## WHAT NEEDS TO BE DONE
Count the lines in the data below where the string "this" occurs, please, and give the number alone.
===== DATASET ENTRIES =====
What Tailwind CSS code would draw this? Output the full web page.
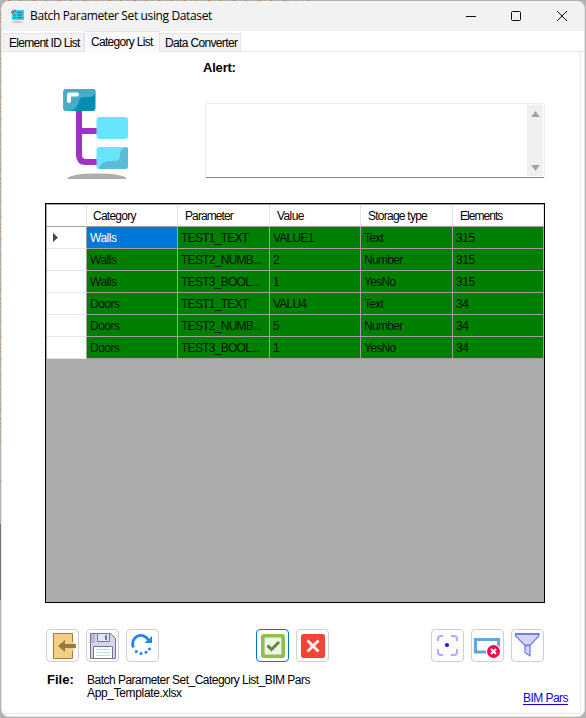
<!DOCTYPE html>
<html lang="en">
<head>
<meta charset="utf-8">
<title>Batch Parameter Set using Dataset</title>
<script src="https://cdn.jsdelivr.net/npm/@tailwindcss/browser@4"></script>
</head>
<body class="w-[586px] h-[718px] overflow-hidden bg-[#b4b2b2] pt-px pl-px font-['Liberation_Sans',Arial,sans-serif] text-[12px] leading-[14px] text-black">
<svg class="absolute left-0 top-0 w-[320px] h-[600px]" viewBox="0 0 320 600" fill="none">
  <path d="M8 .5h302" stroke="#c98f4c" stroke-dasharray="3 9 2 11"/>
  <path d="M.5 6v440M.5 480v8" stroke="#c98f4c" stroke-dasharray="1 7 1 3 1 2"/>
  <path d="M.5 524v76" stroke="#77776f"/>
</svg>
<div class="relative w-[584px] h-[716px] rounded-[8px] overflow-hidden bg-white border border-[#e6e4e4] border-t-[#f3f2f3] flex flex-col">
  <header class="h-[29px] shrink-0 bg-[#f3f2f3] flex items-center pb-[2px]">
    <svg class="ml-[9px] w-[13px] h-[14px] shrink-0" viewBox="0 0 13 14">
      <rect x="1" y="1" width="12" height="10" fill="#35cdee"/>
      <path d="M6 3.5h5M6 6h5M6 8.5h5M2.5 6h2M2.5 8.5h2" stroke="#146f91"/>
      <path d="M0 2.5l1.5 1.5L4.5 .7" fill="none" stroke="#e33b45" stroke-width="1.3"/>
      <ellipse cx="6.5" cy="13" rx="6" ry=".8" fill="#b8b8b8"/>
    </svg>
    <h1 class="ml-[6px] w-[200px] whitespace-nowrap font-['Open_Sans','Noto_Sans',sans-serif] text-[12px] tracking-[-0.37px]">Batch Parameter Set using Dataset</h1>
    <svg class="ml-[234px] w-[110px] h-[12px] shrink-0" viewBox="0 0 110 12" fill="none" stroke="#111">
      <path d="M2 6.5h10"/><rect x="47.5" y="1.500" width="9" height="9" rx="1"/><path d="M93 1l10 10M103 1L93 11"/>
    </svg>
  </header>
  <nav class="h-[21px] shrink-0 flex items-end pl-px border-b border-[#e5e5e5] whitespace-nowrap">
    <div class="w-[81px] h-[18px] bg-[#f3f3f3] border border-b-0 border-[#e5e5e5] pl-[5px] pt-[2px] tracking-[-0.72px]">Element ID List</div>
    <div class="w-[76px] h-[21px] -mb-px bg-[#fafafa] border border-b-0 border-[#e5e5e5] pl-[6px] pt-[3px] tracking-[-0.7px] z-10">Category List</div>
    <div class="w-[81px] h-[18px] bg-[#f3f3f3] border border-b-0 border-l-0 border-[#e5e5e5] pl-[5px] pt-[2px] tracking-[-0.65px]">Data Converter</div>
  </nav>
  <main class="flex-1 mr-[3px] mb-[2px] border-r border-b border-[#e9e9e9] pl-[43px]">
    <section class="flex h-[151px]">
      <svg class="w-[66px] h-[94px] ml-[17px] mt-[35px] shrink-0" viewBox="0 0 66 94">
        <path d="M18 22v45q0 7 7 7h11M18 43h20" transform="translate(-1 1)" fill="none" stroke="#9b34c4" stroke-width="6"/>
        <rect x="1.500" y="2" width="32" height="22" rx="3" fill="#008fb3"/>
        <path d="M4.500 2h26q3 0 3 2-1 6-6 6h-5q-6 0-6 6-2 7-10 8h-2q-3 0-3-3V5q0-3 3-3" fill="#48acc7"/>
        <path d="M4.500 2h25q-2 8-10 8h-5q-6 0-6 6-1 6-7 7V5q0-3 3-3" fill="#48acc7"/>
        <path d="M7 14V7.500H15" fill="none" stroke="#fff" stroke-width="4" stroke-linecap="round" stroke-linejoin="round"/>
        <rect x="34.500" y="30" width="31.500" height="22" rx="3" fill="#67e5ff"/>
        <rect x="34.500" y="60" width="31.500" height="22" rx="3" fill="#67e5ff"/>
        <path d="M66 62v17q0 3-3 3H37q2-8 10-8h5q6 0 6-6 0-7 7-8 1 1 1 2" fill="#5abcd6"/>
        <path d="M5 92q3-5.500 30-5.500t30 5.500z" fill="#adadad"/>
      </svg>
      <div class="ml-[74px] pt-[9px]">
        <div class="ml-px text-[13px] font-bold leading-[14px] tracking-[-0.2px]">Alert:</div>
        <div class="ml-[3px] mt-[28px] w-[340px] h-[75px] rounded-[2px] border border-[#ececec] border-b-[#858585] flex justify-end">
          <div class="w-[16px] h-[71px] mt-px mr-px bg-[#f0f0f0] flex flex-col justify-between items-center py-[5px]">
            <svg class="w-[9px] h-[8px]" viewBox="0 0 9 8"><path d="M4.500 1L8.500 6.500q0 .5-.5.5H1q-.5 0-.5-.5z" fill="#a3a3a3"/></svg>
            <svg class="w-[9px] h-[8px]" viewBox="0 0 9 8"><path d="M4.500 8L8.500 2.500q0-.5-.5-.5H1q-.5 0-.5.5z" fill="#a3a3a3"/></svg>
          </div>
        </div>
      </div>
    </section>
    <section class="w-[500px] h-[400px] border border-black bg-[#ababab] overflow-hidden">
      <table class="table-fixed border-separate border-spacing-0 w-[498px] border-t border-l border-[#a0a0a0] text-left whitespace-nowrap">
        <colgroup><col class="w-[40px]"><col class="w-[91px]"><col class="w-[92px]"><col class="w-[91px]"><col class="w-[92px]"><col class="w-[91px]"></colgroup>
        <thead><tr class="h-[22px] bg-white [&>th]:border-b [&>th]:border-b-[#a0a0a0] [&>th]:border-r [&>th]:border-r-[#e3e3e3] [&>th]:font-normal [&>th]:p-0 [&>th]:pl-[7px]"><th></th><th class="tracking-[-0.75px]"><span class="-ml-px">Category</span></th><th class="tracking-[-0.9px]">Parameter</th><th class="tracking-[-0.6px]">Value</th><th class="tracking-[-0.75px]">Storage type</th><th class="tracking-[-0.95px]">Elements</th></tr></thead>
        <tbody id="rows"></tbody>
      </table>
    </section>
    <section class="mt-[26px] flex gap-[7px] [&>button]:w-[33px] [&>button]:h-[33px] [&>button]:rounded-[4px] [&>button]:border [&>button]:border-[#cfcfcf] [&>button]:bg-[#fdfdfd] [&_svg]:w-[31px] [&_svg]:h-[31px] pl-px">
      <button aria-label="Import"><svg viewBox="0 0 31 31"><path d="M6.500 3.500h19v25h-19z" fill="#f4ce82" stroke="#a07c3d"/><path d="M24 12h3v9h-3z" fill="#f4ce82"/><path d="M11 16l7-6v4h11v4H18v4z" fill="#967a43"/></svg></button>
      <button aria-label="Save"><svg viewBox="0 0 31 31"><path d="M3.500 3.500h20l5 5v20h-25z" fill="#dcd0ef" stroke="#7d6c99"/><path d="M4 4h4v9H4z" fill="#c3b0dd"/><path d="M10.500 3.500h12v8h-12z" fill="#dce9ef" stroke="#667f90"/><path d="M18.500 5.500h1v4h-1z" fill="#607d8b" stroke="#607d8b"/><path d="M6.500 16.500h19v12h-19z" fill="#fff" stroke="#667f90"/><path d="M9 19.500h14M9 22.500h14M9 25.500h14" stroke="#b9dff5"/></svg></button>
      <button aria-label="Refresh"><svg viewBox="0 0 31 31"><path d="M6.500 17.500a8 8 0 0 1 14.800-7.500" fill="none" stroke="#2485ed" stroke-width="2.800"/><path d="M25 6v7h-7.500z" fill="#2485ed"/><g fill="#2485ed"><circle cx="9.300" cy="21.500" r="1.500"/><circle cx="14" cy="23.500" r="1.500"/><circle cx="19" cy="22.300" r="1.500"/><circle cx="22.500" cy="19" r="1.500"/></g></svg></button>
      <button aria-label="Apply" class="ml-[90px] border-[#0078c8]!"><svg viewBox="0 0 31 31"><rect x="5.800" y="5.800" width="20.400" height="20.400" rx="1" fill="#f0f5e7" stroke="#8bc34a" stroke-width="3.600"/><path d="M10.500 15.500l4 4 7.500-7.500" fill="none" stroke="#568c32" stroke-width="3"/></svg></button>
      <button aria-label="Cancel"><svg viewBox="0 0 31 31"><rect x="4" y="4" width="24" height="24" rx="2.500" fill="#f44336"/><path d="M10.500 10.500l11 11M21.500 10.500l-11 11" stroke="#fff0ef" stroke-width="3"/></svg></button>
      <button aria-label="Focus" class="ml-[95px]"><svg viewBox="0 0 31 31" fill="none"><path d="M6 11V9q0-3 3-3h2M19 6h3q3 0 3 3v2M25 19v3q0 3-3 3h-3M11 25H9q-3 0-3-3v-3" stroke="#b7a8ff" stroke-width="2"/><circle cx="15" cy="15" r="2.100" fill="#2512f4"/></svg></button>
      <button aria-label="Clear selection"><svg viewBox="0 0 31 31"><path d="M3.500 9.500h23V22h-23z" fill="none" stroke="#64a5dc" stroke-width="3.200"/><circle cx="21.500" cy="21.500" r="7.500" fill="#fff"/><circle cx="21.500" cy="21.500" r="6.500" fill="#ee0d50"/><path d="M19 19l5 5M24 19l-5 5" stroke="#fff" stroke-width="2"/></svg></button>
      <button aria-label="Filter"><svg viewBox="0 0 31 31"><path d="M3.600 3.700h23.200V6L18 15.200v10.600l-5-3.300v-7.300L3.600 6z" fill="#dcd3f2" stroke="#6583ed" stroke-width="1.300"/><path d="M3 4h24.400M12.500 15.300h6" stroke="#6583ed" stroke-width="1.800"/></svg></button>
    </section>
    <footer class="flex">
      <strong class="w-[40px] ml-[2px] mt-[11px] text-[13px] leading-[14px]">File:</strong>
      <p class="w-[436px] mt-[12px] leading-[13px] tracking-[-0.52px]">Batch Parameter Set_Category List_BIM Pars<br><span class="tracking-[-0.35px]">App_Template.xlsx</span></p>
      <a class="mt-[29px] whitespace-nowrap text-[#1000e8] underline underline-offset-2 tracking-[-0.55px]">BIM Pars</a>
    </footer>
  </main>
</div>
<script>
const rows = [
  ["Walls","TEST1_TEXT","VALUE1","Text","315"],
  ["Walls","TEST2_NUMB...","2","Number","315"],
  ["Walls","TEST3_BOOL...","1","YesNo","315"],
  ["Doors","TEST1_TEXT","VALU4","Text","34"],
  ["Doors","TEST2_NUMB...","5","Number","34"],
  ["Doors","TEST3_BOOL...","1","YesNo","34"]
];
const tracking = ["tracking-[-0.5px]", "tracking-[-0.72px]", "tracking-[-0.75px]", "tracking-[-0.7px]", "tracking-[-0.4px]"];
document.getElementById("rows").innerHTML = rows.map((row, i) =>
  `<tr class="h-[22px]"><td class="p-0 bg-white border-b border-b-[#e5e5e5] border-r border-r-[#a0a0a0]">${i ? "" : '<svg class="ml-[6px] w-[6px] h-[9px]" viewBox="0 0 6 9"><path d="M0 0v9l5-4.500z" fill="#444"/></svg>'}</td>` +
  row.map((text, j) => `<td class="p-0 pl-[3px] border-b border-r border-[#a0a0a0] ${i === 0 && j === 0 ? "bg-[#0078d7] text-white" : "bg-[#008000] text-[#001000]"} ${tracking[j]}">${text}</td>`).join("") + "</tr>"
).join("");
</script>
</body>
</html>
=====
===== DATASET ENTRIES =====
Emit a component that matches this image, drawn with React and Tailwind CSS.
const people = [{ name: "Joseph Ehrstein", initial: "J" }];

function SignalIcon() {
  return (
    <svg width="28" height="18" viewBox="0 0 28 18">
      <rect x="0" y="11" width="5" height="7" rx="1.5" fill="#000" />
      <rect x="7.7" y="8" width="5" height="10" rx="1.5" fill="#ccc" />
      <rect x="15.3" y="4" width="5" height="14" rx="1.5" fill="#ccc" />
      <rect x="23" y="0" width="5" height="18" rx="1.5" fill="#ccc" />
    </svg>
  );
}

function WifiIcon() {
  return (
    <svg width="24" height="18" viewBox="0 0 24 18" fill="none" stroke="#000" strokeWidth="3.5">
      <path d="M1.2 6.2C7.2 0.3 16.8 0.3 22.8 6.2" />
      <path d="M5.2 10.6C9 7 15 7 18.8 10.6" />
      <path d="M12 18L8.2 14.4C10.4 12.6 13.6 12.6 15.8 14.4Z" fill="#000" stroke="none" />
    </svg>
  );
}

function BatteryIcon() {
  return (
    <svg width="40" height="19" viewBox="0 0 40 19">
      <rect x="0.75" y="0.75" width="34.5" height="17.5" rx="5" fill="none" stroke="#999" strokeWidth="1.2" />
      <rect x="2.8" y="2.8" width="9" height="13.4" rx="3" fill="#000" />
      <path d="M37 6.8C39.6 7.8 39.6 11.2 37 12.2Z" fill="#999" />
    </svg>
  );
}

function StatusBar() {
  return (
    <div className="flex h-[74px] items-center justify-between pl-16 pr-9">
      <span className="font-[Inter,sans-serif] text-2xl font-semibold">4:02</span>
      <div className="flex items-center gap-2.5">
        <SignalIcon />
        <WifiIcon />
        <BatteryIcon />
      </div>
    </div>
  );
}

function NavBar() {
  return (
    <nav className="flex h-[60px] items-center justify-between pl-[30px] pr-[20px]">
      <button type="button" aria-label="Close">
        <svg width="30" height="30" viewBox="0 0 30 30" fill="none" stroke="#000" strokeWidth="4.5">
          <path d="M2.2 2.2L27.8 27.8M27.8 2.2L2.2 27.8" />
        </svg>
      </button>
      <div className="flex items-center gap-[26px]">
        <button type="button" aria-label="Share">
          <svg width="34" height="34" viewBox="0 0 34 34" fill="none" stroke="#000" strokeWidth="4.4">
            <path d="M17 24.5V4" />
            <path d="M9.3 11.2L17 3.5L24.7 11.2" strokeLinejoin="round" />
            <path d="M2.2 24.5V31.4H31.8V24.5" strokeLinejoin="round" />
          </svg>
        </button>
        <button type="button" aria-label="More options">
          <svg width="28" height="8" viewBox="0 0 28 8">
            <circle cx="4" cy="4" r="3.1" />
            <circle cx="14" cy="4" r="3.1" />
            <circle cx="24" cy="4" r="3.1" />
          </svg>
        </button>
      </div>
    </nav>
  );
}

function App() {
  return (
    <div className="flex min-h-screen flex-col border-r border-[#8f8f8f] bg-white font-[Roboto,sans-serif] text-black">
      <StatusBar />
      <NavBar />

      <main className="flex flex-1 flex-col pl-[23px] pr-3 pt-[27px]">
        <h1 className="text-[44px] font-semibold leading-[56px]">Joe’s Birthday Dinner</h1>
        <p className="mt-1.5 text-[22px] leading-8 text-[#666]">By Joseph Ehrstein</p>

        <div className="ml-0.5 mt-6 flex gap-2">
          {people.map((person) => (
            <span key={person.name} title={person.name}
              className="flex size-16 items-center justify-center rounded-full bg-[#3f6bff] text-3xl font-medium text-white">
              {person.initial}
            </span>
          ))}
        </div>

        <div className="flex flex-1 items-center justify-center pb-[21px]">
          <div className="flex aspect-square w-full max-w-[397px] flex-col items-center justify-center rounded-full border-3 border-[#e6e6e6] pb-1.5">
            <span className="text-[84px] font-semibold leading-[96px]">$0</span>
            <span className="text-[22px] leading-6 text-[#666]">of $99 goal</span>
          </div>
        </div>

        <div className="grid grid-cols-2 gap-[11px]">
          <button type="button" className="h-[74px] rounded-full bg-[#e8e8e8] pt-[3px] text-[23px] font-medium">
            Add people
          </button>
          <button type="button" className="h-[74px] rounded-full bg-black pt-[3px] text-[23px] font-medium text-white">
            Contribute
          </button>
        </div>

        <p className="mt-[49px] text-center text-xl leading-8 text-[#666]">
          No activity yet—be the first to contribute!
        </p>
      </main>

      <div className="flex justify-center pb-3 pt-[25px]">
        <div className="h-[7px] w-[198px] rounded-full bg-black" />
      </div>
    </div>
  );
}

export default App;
=====
## ANSWER IN FULL
2